Iwas born and raised in the tiny farming village of Kipling, Ont. Leaving home at an early age distorts childhood memories. It shrinks places you once thought huge, and diminishes folks you once thought tall. Homecoming is bitterswee­t—good to be back, but life has changed so much.

The willows don’t really shade like you remembered, the woodshed isn’t all that big, although it sure seemed like it when you were piling the wood slower than they were splitting and tossing it at you. The “lake frontage” is precious little more than a swampy, weed-choked shoreline of a swampy, weedchoked, muddy pond. You couldn’t swim in it unless you rowed out to the middle, and even then you

fretted about blood suckers and water snakes. At least I did some swimming in mud lake.

As kids, we chuckled at the odd tourist launching a classy motorboat on our “lake.” One crank of the motor, and he’d practicall­y wind up on Louis Johnson’s veranda—boat, bait and all!

We all lived on farms around the “lake.” One trip out of the province was all it took for me to wonder how my Scandinavi­an grandfathe­r survived on a rock pile that most western Canadian farmers would have blasted and bulldozed away. Yet, with a strong back, a hardworkin­g mate, a team of horses and the most primitive tools and machinery, he managed to clear enough land to provide a good living for his family.

Our farm was mostly dense bush, swamp and stubby thickets, with the odd cleared pasture. Square fields on level land were rare. Dips, bogs, slopes and cut-off corners made tilling hazardous. Our area must have been where prehistori­c glaciers dumped their debris. Only a few kilometers away, the valley opened out into acres and acres of level, fertile land, true foothills in nature, for the most part settled by the French in and around Verner, Ont.

I often listened to Grandpa’s stories about why Swedish immigrants settled such a harsh area of the country. He said the landscape reminded them so much of the homeland they had left behind forever: rocky and cold, but beautiful in fall and summer.

Landscapin­g consisted of a grove of birches and willows surroundin­g the main house, roses by the front step, honeysuckl­es by the mailbox, and a hodge-podge of perennials strewn about the rest of the yard. There was always a huge vegetable garden out back, and potato fields in a corner of one of the nearer pastures.

A lawn might appear when Grandpa scythed the first growth of clover for his milk cow.

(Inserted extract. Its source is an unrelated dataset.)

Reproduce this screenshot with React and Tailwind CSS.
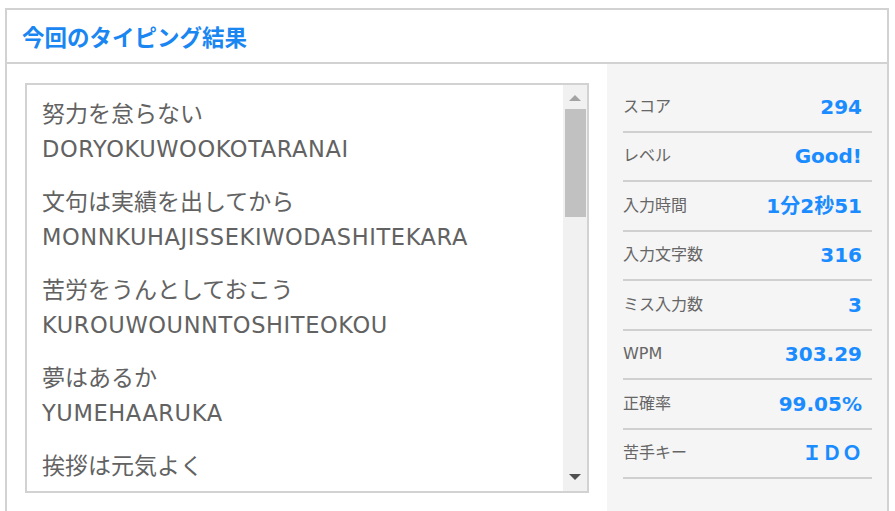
import React from 'react';

const sentences = [
    { ja: '努力を怠らない', ro: 'DORYOKUWOOKOTARANAI' },
    { ja: '文句は実績を出してから', ro: 'MONNKUHAJISSEKIWODASHITEKARA' },
    { ja: '苦労をうんとしておこう', ro: 'KUROUWOUNNTOSHITEOKOU' },
    { ja: '夢はあるか', ro: 'YUMEHAARUKA' },
    { ja: '挨拶は元気よく' },
];

const stats = [
    { label: 'スコア', value: '294' },
    { label: 'レベル', value: 'Good!' },
    { label: '入力時間', value: '1分2秒51' },
    { label: '入力文字数', value: '316' },
    { label: 'ミス入力数', value: '3' },
    { label: 'WPM', value: '303.29' },
    { label: '正確率', value: '99.05%' },
    { label: '苦手キー', value: 'ＩＤＯ' },
];

const font = "font-['DejaVu_Sans','Noto_Sans_CJK_JP',sans-serif]";

export default function App() {
    return (
        <div className={`w-[895px] h-[511px] overflow-hidden bg-white ${font}`}>
            <div className="mt-[8px] ml-[5px] w-[884px] border-2 border-[#d2d2d2]">
                {/* header */}
                <div className="h-[54px] border-b-2 border-[#d2d2d2] flex items-center pl-[15px]">
                    <h2 className="text-[22.5px] font-bold text-[#1a86f2] font-['Noto_Sans_CJK_JP',sans-serif] leading-none">
                        今回のタイピング結果
                    </h2>
                </div>

                <div className="flex h-[447px]">
                    {/* typed sentences */}
                    <div className="w-[600px] pl-[18px] pt-[19px]">
                        <div className="w-[564px] h-[410px] border-2 border-[#d2d2d2] flex overflow-hidden">
                            <div className="flex-1 overflow-hidden pl-[15px] pt-[9px] text-[#626262]">
                                {sentences.map((s) => (
                                    <div key={s.ja} className="mb-[14px]">
                                        <p className="leading-[36px] text-[23px] font-['Noto_Sans_CJK_JP',sans-serif]">{s.ja}</p>
                                        {s.ro && (
                                            <p className="leading-[38px] text-[22.5px] tracking-[0.6px] font-['DejaVu_Sans',sans-serif]">{s.ro}</p>
                                        )}
                                    </div>
                                ))}
                            </div>
                            {/* scrollbar */}
                            <div className="w-[24px] bg-[#f1f1f1] flex flex-col items-center">
                                <div className="h-[22px] flex items-center justify-center pt-[3px]">
                                    <div className="w-0 h-0 border-l-[6px] border-r-[6px] border-b-[6px] border-l-transparent border-r-transparent border-b-[#a3a3a3]" />
                                </div>
                                <div className="mt-[2px] ml-[1px] w-[21px] h-[108px] bg-[#c1c1c1]" />
                                <div className="flex-1" />
                                <div className="h-[22px] flex items-center justify-center pb-[6px]">
                                    <div className="w-0 h-0 border-l-[6px] border-r-[6px] border-t-[6px] border-l-transparent border-r-transparent border-t-[#505050]" />
                                </div>
                            </div>
                        </div>
                    </div>

                    {/* stats panel */}
                    <div className="w-[280px] bg-[#f5f5f5] pt-[19px] pl-[16px] pr-[15px]">
                        {stats.map((st) => (
                            <div key={st.label} className="h-[49.5px] border-b-2 border-[#d0d0d0] flex items-center justify-between pr-[10px]">
                                <span className="text-[16px] text-[#666]">{st.label}</span>
                                <span className="text-[20px] font-bold text-[#1a8cff]">{st.value}</span>
                            </div>
                        ))}
                    </div>
                </div>
            </div>
        </div>
    );
}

A patio? Sure, we had one of those. It was a flat rock by the clotheslin­e hole, also good for hopscotch, skipping, sparking caps and racing frogs.

Time Changes All

The outbuildin­gs around my home seemed imposing back then. Skyscraper­s and office towers have forever altered that memory.

Our kitchen counter tops seemed so far up; all that climbing we did for one quick finger-swipe of fresh frosting! Our saggy sofas had a ten-kid capacity. Today’s streamline­d beauties seat far fewer bodies less comfortabl­y.

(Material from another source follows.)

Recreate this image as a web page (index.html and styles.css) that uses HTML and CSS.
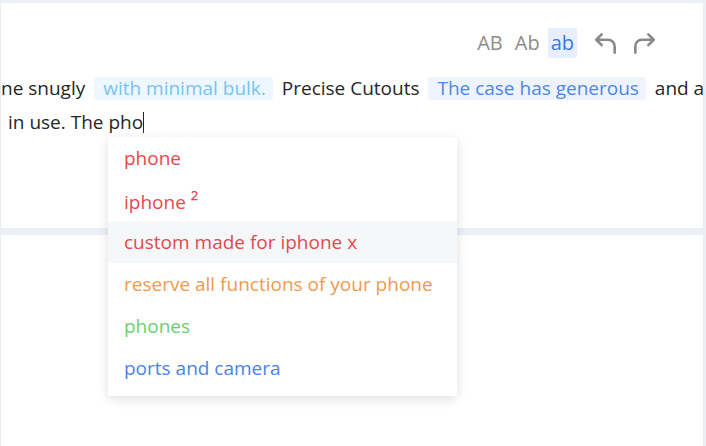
FILE: index.html
```html
<!DOCTYPE html>
<html>
<head>
<meta charset="utf-8">
<link rel="stylesheet" href="styles.css">
</head>
<body>
<div class="page">
  <div class="card top">
    <div class="toolbar">
      <span class="case">AB</span>
      <span class="case">Ab</span>
      <span class="case active">ab</span>
      <svg class="icon undo" viewBox="0 0 24 24" width="26" height="26"><path d="M8 4 L3 9 L8 14 M3 9 H14 A6 6 0 0 1 20 15 V21" fill="none" stroke="#8a8a8a" stroke-width="2.4" stroke-linecap="round" stroke-linejoin="round"/></svg>
      <svg class="icon redo" viewBox="0 0 24 24" width="26" height="26"><path d="M16 4 L21 9 L16 14 M21 9 H10 A6 6 0 0 0 4 15 V21" fill="none" stroke="#8a8a8a" stroke-width="2.4" stroke-linecap="round" stroke-linejoin="round"/></svg>
    </div>
    <div class="text">
      <div class="line">ne snugly <span class="chip light">with minimal bulk.</span> Precise Cutouts <span class="chip blue">The case has generous</span> and a</div>
      <div class="line second">in use. The pho<span class="caret"></span></div>
    </div>
  </div>
  <div class="card bottom"></div>
  <ul class="menu">
    <li class="item red">phone</li>
    <li class="item red">iphone <span class="sup">²</span></li>
    <li class="item red hover">custom made for iphone x</li>
    <li class="item orange">reserve all functions of your phone</li>
    <li class="item green">phones</li>
    <li class="item blue">ports and camera</li>
  </ul>
</div>
</body>
</html>
```
FILE: styles.css
```css
* { box-sizing: border-box; }
html, body { margin: 0; padding: 0; }
body {
  width: 706px;
  height: 446px;
  overflow: hidden;
  background: #eceff3;
  font-family: "Open Sans", "Noto Sans", sans-serif;
}
.page {
  position: relative;
  padding-top: 3px;
  padding-right: 2px;
  display: flex;
  flex-direction: column;
  gap: 7px;
  height: 446px;
}
.card {
  background: #fff;
  border-left: 1px solid #e6ebf1;
  border-right: 1px solid #e6ebf1;
}
.card.top {
  height: 225px;
  overflow: hidden;
}
.card.bottom {
  flex: 1;
}
.toolbar {
  display: flex;
  justify-content: flex-end;
  align-items: center;
  height: 54px;
  padding-top: 26px;
  padding-right: 46px;
}
.case {
  font-size: 20px;
  color: #8c8c8c;
  line-height: 30px;
  padding: 0 3px;
  margin-right: 6px;
  border-radius: 2px;
}
.case:nth-child(2) { margin-right: 5px; }
.case.active {
  background: #e7efff;
  color: #3a78e6;
  margin-right: 16px;
}
.icon { display: block; }
.icon.undo { margin-right: 12px; }
.text {
  padding-top: 14px;
  font-size: 19px;
  color: #262626;
}
.line {
  white-space: nowrap;
  line-height: 34px;
  height: 34px;
}
.line.second {
  padding-left: 7px;
}
.chip {
  display: inline-block;
  line-height: 23px;
  padding: 0 7px 0 9px;
  margin: 0 4px;
  border-radius: 3px;
}
.chip.light { background: #eef7fd; color: #7ac3f0; }
.chip.blue { background: #eef3fd; color: #4c87e8; }
.caret {
  display: inline-block;
  width: 1px;
  height: 21px;
  background: #262626;
  vertical-align: -4px;
}
.menu {
  position: absolute;
  left: 108px;
  top: 137px;
  width: 349px;
  margin: 0;
  padding: 0 0 7px;
  list-style: none;
  background: #fff;
  border-radius: 3px;
  box-shadow: 0 3px 12px rgba(0, 0, 0, 0.13);
}
.item {
  height: 42px;
  line-height: 42px;
  padding-left: 16px;
  font-size: 19px;
}
.sup { font-size: 22px; }
.item.hover { background: #f6f7f9; }
.red { color: #e8474e; }
.orange { color: #f09a4c; }
.green { color: #6ccf6d; }
.item.blue { color: #4a84e6; }
```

The creek that bisected our property was a swollen river to me. That myth was dispelled by my first glimpse of the St. Lawrence River. What I once envisioned as a raging torrent is nothing but a lazy trickle of hillside run-off today.

The roads have been straighten­ed, and pavement now covers the once-winding, gravel trails. Long Hill was a frightful uphill stretch of lonely road. It’s less steep now, but I still roll up the windows when I go back home (childhood monsters and demons, you know)!

Despite the relentless march of time, some things never change, like the pull you feel to return home more and more as you age. No matter that your “lake” is just a mud hole, or the farmhouse is much too small, the water pressure is the pits, and a lone car passing has the curtains flapping for miles—it is home.